*RECORDED INFORMATION*:
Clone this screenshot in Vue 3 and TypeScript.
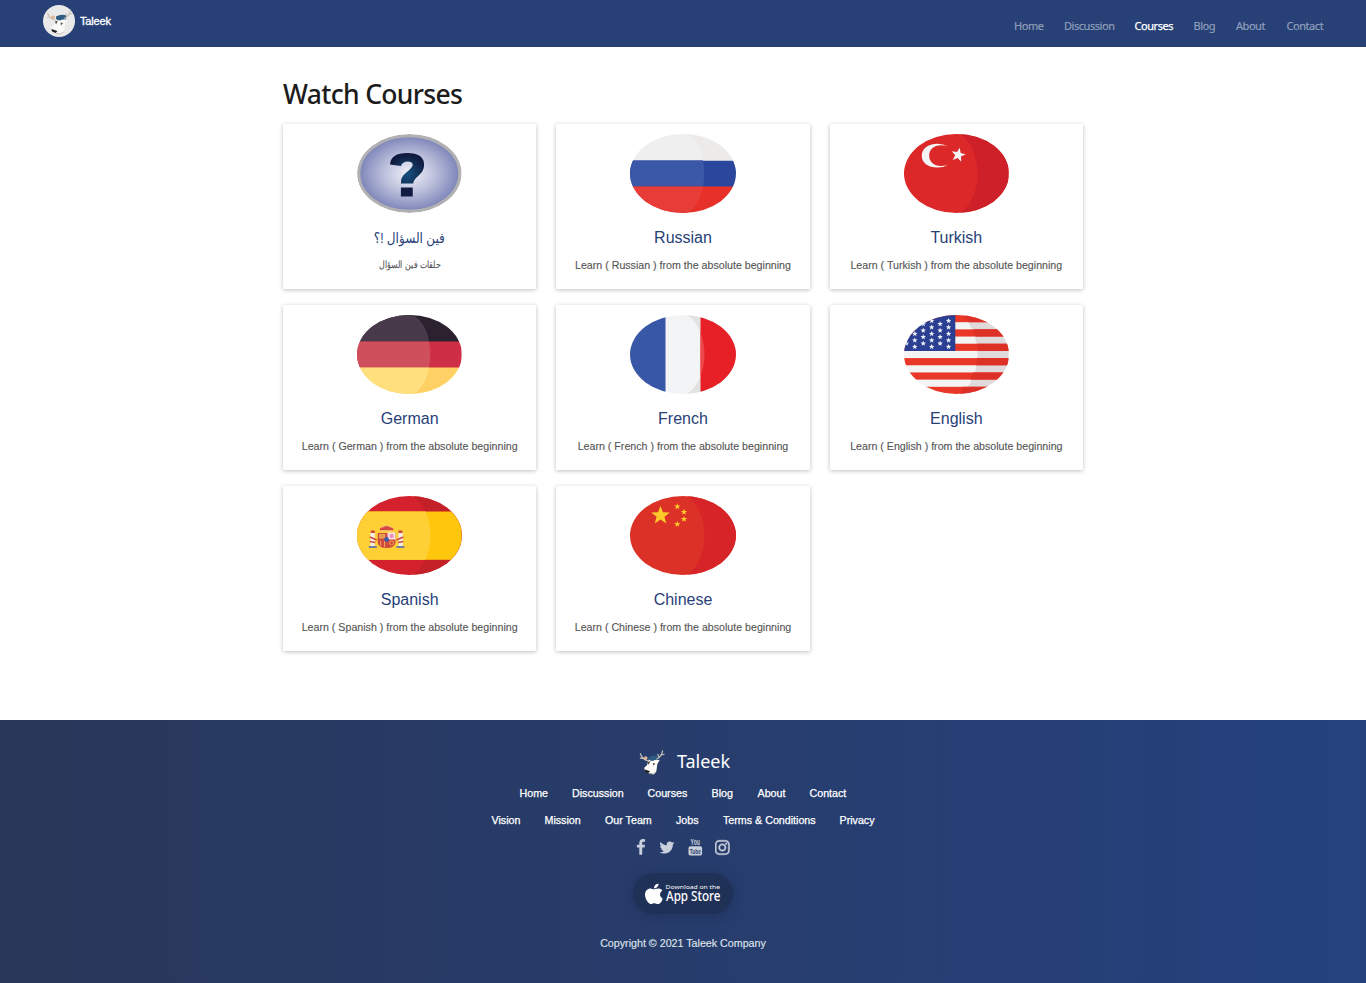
<script setup lang="ts">
interface Link { label: string; width: number; active?: boolean }
interface Course { id: string; title: string; text: string; flagWidth: number; arabic?: boolean }

const nav: Link[] = [
  { label: 'Home', width: 29 },
  { label: 'Discussion', width: 49.5 },
  { label: 'Courses', width: 38, active: true },
  { label: 'Blog', width: 21.5 },
  { label: 'About', width: 29.5 },
  { label: 'Contact', width: 37 },
]

const learn = (name: string) => `Learn ( ${name} ) from the absolute beginning`
const language = (title: string, flagWidth: number): Course =>
  ({ id: title.toLowerCase(), title, text: learn(title), flagWidth })

const courses: Course[] = [
  { id: 'question', title: 'فين السؤال !؟', text: 'حلقات فين السؤال', flagWidth: 104.6, arabic: true },
  language('Russian', 106),
  language('Turkish', 104.6),
  language('German', 104.6),
  language('French', 106),
  language('English', 104.6),
  language('Spanish', 104.6),
  language('Chinese', 106),
]

const footerMain: Link[] = [
  { label: 'Home', width: 28.5 },
  { label: 'Discussion', width: 51.5 },
  { label: 'Courses', width: 40 },
  { label: 'Blog', width: 22 },
  { label: 'About', width: 28 },
  { label: 'Contact', width: 37 },
]
const footerMore: Link[] = [
  { label: 'Vision', width: 29 },
  { label: 'Mission', width: 36.5 },
  { label: 'Our Team', width: 47 },
  { label: 'Jobs', width: 23 },
  { label: 'Terms & Conditions', width: 92.5 },
  { label: 'Privacy', width: 35 },
]

function star(cx: number, cy: number, r: number, turn = 0): string {
  const pts: string[] = []
  for (let i = 0; i < 10; i++) {
    const radius = i % 2 ? r * 0.42 : r
    const a = ((i * 36 - 90 + turn) * Math.PI) / 180
    pts.push(`${(cx + radius * Math.cos(a)).toFixed(2)},${(cy + radius * Math.sin(a)).toFixed(2)}`)
  }
  return pts.join(' ')
}

const cantonStars: string[] = []
for (let c = 0; c < 6; c++) {
  const even = c % 2 === 1
  for (let r = 0; r < (even ? 5 : 4); r++) {
    cantonStars.push(star(2.4 + c * 8.55, (even ? 5.8 : 9) + r * 6.5, 2.9))
  }
}

const chinaStars = [star(30.5, 19.5, 9.8), star(47.3, 10.5, 3.3), star(54, 16, 3.3), star(54, 23.2, 3.3), star(47.3, 28.2, 3.3)]
const sheen = 'M0 0H57C67 6 74.5 22 74.5 39.5S67 73 57 79H0Z'
const shade = 'M57 0C67 6 74.5 22 74.5 39.5S67 73 57 79H106V0Z'
const palette: Record<string, string[]> = {
  russian: ['#efefef', '#2b479d', '#e73027'],
  german: ['#2c212e', '#ce2f46', '#ffd064'],
}
</script>

<template>
  <div class="page">
    <svg class="defs" width="0" height="0">
      <symbol id="deer" viewBox="0 0 32 32">
        <path d="M13 11.500Q18 8.500 23.500 10.500L23 15.500L13 16Z" fill="#2f5b80" />
        <path d="M13 14Q16 16.500 19.500 14.500L24.500 14.500L22 18.500L21.500 22.500L21 26L18.500 29.500L15.500 28L12.500 27.500L9 26L8.500 22.500L11.500 19.500Z" fill="#fbfbfa" />
        <path d="M12.500 15.500Q6.500 13.500 4.500 8M8.500 13L4.500 12.500M21.500 13.500Q26 11.500 27.500 5M24 12L22.500 8.500M25.800 9.500L29 8.500" fill="none" stroke="#c9c5bb" stroke-width="1.200" stroke-linecap="round" />
        <circle cx="10" cy="12.500" r="1.900" fill="#dfb598" />
        <path d="M12 16.500L15 15.500L13 19.500ZM17.500 17.500L20 18L18 20.500Z" fill="#554c40" />
        <path d="M8.500 24L14.500 26L12.500 28L9 26.500Z" fill="#24211f" />
        <path d="M13 28.200Q17.500 30.500 20.500 27" fill="none" stroke="#b5b0a4" stroke-width=".8" />
      </symbol>
    </svg>

    <header class="topbar">
      <a class="brand">
        <span class="brand-disc"><svg width="32" height="32"><use href="#deer" /></svg></span>
        <span class="brand-name">Taleek</span>
      </a>
      <nav class="nav">
        <a v-for="l in nav" :key="l.label" :class="{ active: l.active }" :style="{ width: l.width + 'px' }">{{ l.label }}</a>
      </nav>
    </header>

    <main class="content">
      <h1>Watch Courses</h1>
      <div class="grid">
        <article v-for="c in courses" :key="c.id" class="card" :class="{ arabic: c.arabic }">
          <svg class="flag" viewBox="0 0 106 79" preserveAspectRatio="none" :style="{ width: c.flagWidth + 'px' }">
            <template v-if="c.id === 'question'">
              <defs>
                <radialGradient id="orb"><stop offset="0" stop-color="#f2f3fa" /><stop offset=".5" stop-color="#bcc0dc" /><stop offset="1" stop-color="#7c84b8" /></radialGradient>
                <radialGradient id="ink" gradientUnits="userSpaceOnUse" cx="51" cy="40" r="20"><stop offset="0" stop-color="#15507f" /><stop offset="1" stop-color="#111a3e" /></radialGradient>
              </defs>
              <ellipse cx="53" cy="39.500" rx="51.200" ry="37.900" fill="url(#orb)" stroke="#b1b1b3" stroke-width="3.200" />
              <path d="M33.500 30.500Q34 19 51 19Q68 19 68 31Q68 37 62 42Q57 46 57 49.500H44.500Q44 43 50 38.500Q56.500 33.500 56.500 30.500Q56 27.500 51.500 27.500Q46 27.500 44.500 32Z" fill="url(#ink)" />
              <rect x="44.500" y="53.500" width="12" height="9" fill="#111c42" />
            </template>
            <template v-else-if="palette[c.id]">
              <rect width="106" height="27" :fill="palette[c.id][0]" />
              <rect y="26.500" width="106" height="26.500" :fill="palette[c.id][1]" />
              <rect y="52.500" width="106" height="26.500" :fill="palette[c.id][2]" />
              <template v-if="c.id === 'german'">
                <path d="M0 0H57Q70 8 73 26.500H0Z" fill="#493a4b" />
                <path d="M0 26.500H73Q75.500 39 73 52.500H0Z" fill="#d04f5c" />
                <path d="M0 52.500H73Q69 73 57 79H0Z" fill="#ffdf7e" />
              </template>
              <template v-else>
                <path d="M0 26.500H73Q75.500 39 73 52.500H0Z" fill="#3a58a7" />
                <path d="M0 52.500H73Q69 73 57 79H0Z" fill="#e73c37" />
                <path d="M57 0Q70 8 73 26.500H106V0Z" fill="#ecebea" />
              </template>
            </template>
            <template v-else-if="c.id === 'turkish'">
              <rect width="106" height="79" fill="#dc2829" />
              <path :d="shade" fill="#ce2028" />
              <path d="M44.500 12.500Q40 9.800 34 9.800C24 9.800 18 15 18 21.700S24 33.500 34 33.500Q40 33.500 44.500 31Q41 32 37.500 32C30 32 25.500 27.500 25.500 21.700S30 11.300 37.500 11.300Q41 11.300 44.500 12.500Z" fill="#f5f5f5" />
              <polygon :points="star(55, 21, 7.500, 12)" fill="#f5f5f5" />
            </template>
            <template v-else-if="c.id === 'french'">
              <rect width="106" height="79" fill="#f3f4f5" />
              <path :d="shade" fill="#e2e2e2" />
              <rect width="35.500" height="79" fill="#3857a6" />
              <rect x="70.500" width="35.500" height="79" fill="#e71f27" />
              <path d="M70.500 17Q78.500 40 70.500 61Z" fill="#ec484c" />
            </template>
            <template v-else-if="c.id === 'english'">
              <rect width="106" height="79" fill="#f4f4f4" />
              <path :d="shade" fill="#e6e6e7" />
              <rect v-for="n in 6" :key="n" :y="(n - 1) * 14.360" width="106" height="7.180" fill="#e93728" />
              <path :d="shade" fill="#a02020" opacity=".06" />
              <path v-for="n in 6" :key="'s' + n" :d="`M${[62, 71, 74.5, 74, 70, 60][n - 1]} ${(n - 1) * 14.36}H106v7.180H${[66, 73, 75, 73, 67, 57][n - 1]}Z`" fill="#dd3127" />
              <rect width="52" height="36" fill="#2a3f92" />
              <polygon v-for="(p, i) in cantonStars" :key="i" :points="p" fill="#eef0f7" />
            </template>
            <template v-else-if="c.id === 'spanish'">
              <rect width="106" height="79" fill="#d3212d" />
              <path :d="shade" fill="#c32127" />
              <rect y="15.500" width="106" height="48.300" fill="#fec60d" />
              <path d="M0 15.500H69.500Q79.500 39.500 69.500 63.800H0Z" fill="#ffd036" />
              <rect x="13.500" y="37" width="4.500" height="13" fill="#f2ece4" />
              <rect x="42" y="37" width="4.500" height="13" fill="#f2ece4" />
              <path d="M14 34.500H18V37H14ZM42 34.500H46V37H42Z" fill="#c9483e" />
              <path d="M13 41L20 44M13 45.500L18.500 46.500M47 41L40 44M47 45.500L41.500 46.500" stroke="#d04a42" stroke-width="1.600" />
              <path d="M12 50H20V52H12ZM40 50H48V52H40Z" fill="#74809b" />
              <path d="M21 37H39V47Q38 52 30 52Q22 52 21 47Z" fill="#cf493f" />
              <rect x="31" y="36.500" width="8" height="7" fill="#f3e1e4" />
              <circle cx="35" cy="40" r="2.200" fill="#ef8fc2" />
              <path d="M23 38.500H28V42H23ZM24 45V50M28 45V51" fill="#e3934a" stroke="#edb85a" stroke-width=".9" />
              <circle cx="35" cy="47" r="2" fill="none" stroke="#efa846" />
              <circle cx="30" cy="43.500" r="2.400" fill="#3b5aaa" />
              <path d="M23 34.500Q23 30 30 30Q37 30 37 34.500Z" fill="#d5473f" />
              <path d="M25 31.500Q30 27.500 35 31.500M23.500 34.700H36.500" fill="none" stroke="#f2c27d" stroke-width="1.100" />
            </template>
            <template v-else>
              <rect width="106" height="79" fill="#dc3127" />
              <path :d="shade" fill="#d62428" />
              <polygon v-for="(p, i) in chinaStars" :key="i" :points="p" fill="#fcca29" />
            </template>
          </svg>
          <h2>{{ c.title }}</h2>
          <p>{{ c.text }}</p>
        </article>
      </div>
    </main>

    <footer class="footer">
      <div class="footer-brand">
        <svg width="31" height="31"><use href="#deer" /></svg>
        <span>Taleek</span>
      </div>
      <div class="links">
        <a v-for="l in footerMain" :key="l.label" :style="{ width: l.width + 'px' }">{{ l.label }}</a>
      </div>
      <div class="links">
        <a v-for="l in footerMore" :key="l.label" :style="{ width: l.width + 'px' }">{{ l.label }}</a>
      </div>
      <div class="social">
        <svg width="9.700" height="17" viewBox="384 0 1024 1792"><path d="M1343 12v264h-157q-86 0-116 36t-30 108v189h293l-39 296h-254v759h-306v-759h-255v-296h255v-218q0-186 104-288.500t277-102.500q147 0 228 12z" /></svg>
        <svg width="15.800" height="17" viewBox="64 0 1664 1792"><path d="M1684 408q-67 98-162 167 1 14 1 42 0 130-38 259.500t-115.500 248.500-184.500 210.500-258 146-323 54.500q-271 0-496-145 35 4 78 4 225 0 401-138-105-2-188-64.500t-114-159.500q33 5 61 5 43 0 85-11-112-23-185.500-111.500t-73.500-205.500v-4q68 38 146 41-66-44-105-115t-39-154q0-88 44-163 121 149 294.500 238.500t371.500 99.500q-8-38-8-74 0-134 94.500-228.500t228.500-94.500q140 0 236 102 109-21 205-78-37 115-142 178 93-10 186-50z" /></svg>
        <svg class="tube" width="14.600" height="17" viewBox="0 0 14.600 17">
          <text x="2.600" y="6.300" font-size="8.500" textLength="9.400" lengthAdjust="spacingAndGlyphs">You</text>
          <rect x=".5" y="7.300" width="13.600" height="9.300" rx="1.800" />
          <text class="cut" x="1.800" y="14.800" font-size="7.500" textLength="11" lengthAdjust="spacingAndGlyphs">Tube</text>
        </svg>
        <svg class="gram" width="14.600" height="17" viewBox="128 0 1536 1792"><path d="M1152 896q0-106-75-181t-181-75-181 75-75 181 75 181 181 75 181-75 75-181zm138 0q0 164-115 279t-279 115-279-115-115-279 115-279 279-115 279 115 115 279zm108-410q0 38-27 65t-65 27-65-27-27-65 27-65 65-27 65 27 27 65zm-502-220q-7 0-76.500-.5t-105.500 0-96.500 3-103 10-71.500 18.500q-50 20-88 58t-58 88q-11 29-18.500 71.500t-10 103-3 96.500 0 105.500.5 76.500-.5 76.500 0 105.500 3 96.500 10 103 18.500 71.500q20 50 58 88t88 58q29 11 71.500 18.500t103 10 96.500 3 105.500 0 76.500-.5 76.500.5 105.500 0 96.500-3 103-10 71.500-18.500q50-20 88-58t58-88q11-29 18.500-71.500t10-103 3-96.500 0-105.500-.5-76.500.5-76.500 0-105.500-3-96.500-10-103-18.500-71.500q-20-50-58-88t-88-58q-29-11-71.500-18.500t-103-10-96.500-3-105.500 0-76.500.5zm768 630q0 229-5 317-10 208-124 322t-322 124q-88 5-317 5t-317-5q-208-10-322-124t-124-322q-5-88-5-317t5-317q10-208 124-322t322-124q88-5 317-5t317 5q208 10 322 124t124 322q5 88 5 317z" /></svg>
      </div>
      <a class="store">
        <svg width="100" height="41" viewBox="0 0 100 41">
          <svg x="12" y="10.500" width="17.500" height="20.500" viewBox="4 32 365 448" preserveAspectRatio="none"><path d="M318.700 268.700c-.2-36.700 16.400-64.400 50-84.800-18.800-26.900-47.200-41.700-84.700-44.600-35.500-2.800-74.300 20.700-88.500 20.700-15 0-49.400-19.700-76.400-19.700C63.300 141.200 4 184.800 4 273.500q0 39.300 14.400 81.200c12.800 36.700 59 126.700 107.200 125.200 25.200-.6 43-17.900 75.800-17.900 31.800 0 48.300 17.900 76.400 17.900 48.600-.7 90.400-82.500 102.600-119.300-65.200-30.700-61.700-90-61.700-91.900zm-56.600-164.200c27.300-32.400 24.800-61.900 24-72.500-24.100 1.400-52 16.400-67.900 34.900-17.500 19.800-27.800 44.300-25.600 71.900 26.100 2 49.900-11.400 69.500-34.300z" /></svg>
          <text x="32.500" y="15.800" font-size="6" textLength="54.500" lengthAdjust="spacingAndGlyphs">Download on the</text>
          <text x="33" y="27.800" font-size="13.500" font-weight="500" textLength="54.500" lengthAdjust="spacingAndGlyphs">App Store</text>
        </svg>
      </a>
      <p class="copyright">Copyright © 2021 Taleek Company</p>
    </footer>
  </div>
</template>

<style>
body { margin: 0; background: #fff; }
</style>

<style scoped>
.page { width: 1366px; height: 983px; overflow: hidden; display: flex; flex-direction: column; font-family: "Liberation Sans", Arial, sans-serif; }
.defs { position: absolute; }
.topbar { box-sizing: border-box; height: 47px; flex: none; padding: 0 42.500px 0 43px; display: flex; justify-content: space-between; background: #274177; }
.brand { display: flex; align-items: flex-start; gap: 5px; padding-top: 5px; }
.brand-disc { width: 32px; height: 32px; border-radius: 50%; background: #e9e9e9; }
.brand-disc svg { display: block; }
.brand-name { color: #fff; font-size: 11px; line-height: 32px; letter-spacing: -.15px; -webkit-text-stroke: .3px #fff; }
.nav { display: flex; gap: 21px; padding-top: 5px; font: 11px/41px "Noto Sans", sans-serif; letter-spacing: -.45px; color: #93a0bb; -webkit-text-stroke: .15px #93a0bb; }
.nav a { white-space: nowrap; }
.nav .active { color: #fff; -webkit-text-stroke: .25px #fff; }
.content { width: 800px; margin: 0 auto; height: 673px; flex: none; }
h1 { margin: 0; padding-top: 28px; height: 49px; font: 500 26.500px/38px "Noto Sans", sans-serif; letter-spacing: -.68px; color: #1c1c1c; }
.grid { display: grid; grid-template-columns: repeat(3, 1fr); column-gap: 20px; row-gap: 16px; }
.card { height: 165px; box-sizing: border-box; padding-top: 10px; display: flex; flex-direction: column; align-items: center; background: #fff; box-shadow: 0 1px 4px rgba(0, 0, 0, .26); border-radius: 1px; }
.flag { height: 79px; flex: none; border-radius: 50%; overflow: hidden; display: block; }
h2 { margin: 15px 0 0; font-size: 16px; line-height: 20px; font-weight: 400; color: #274177; }
.card p { margin: 8px 0 0; font-size: 10.650px; line-height: 18px; color: #555; white-space: nowrap; -webkit-text-stroke: .12px #555; }
.arabic h2 { font-family: "Liberation Sans", "DejaVu Sans", sans-serif; font-size: 14px; transform: scaleX(.86); }
.card.arabic p { font-size: 10px; transform: scaleX(.79); }
.footer { height: 263px; flex: none; display: flex; flex-direction: column; align-items: center; background: linear-gradient(to right, #293759, #25427f); }
.footer-brand { display: flex; align-items: center; height: 31px; margin-top: 26px; gap: 10px; color: #fff; font: 18px/31px "Noto Sans", sans-serif; }
.footer-brand svg { flex: none; }
.links { display: flex; gap: 24px; height: 27px; align-items: center; color: #fff; font-size: 10.700px; -webkit-text-stroke: .25px #fff; }
.footer-brand + .links { margin-top: 2px; }
.links a { white-space: nowrap; }
.social { display: flex; gap: 13px; height: 17px; margin-top: 6px; fill: #c9cfdc; }
.gram { stroke: #c9cfdc; stroke-width: 50; }
.tube { overflow: visible; }
.tube text { font-family: "Liberation Sans", sans-serif; font-weight: 700; }
.tube .cut { fill: #283d6c; }
.store { width: 100px; height: 41px; margin-top: 17px; border-radius: 21px; background: #1f3157; box-shadow: 0 2px 12px rgba(20, 35, 70, .35); fill: #fff; font-family: "Noto Sans", sans-serif; }
.store svg { display: block; }
.copyright { margin: 20px 0 0; color: #dfe3eb; font-size: 10.700px; line-height: 18px; -webkit-text-stroke: .15px #dfe3eb; }
</style>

*TASK TO COMPLETE*: From the top of the listing above, repeat each line exactly until you reach the line containing "text: learn(title), flagWidth", and repeat that one too. Leave the pictures out.

*SOLUTION FOR THIS TASK*:
Clone this screenshot in Vue 3 and TypeScript.
<script setup lang="ts">
interface Link { label: string; width: number; active?: boolean }
interface Course { id: string; title: string; text: string; flagWidth: number; arabic?: boolean }

const nav: Link[] = [
  { label: 'Home', width: 29 },
  { label: 'Discussion', width: 49.5 },
  { label: 'Courses', width: 38, active: true },
  { label: 'Blog', width: 21.5 },
  { label: 'About', width: 29.5 },
  { label: 'Contact', width: 37 },
]

const learn = (name: string) => `Learn ( ${name} ) from the absolute beginning`
const language = (title: string, flagWidth: number): Course =>
  ({ id: title.toLowerCase(), title, text: learn(title), flagWidth })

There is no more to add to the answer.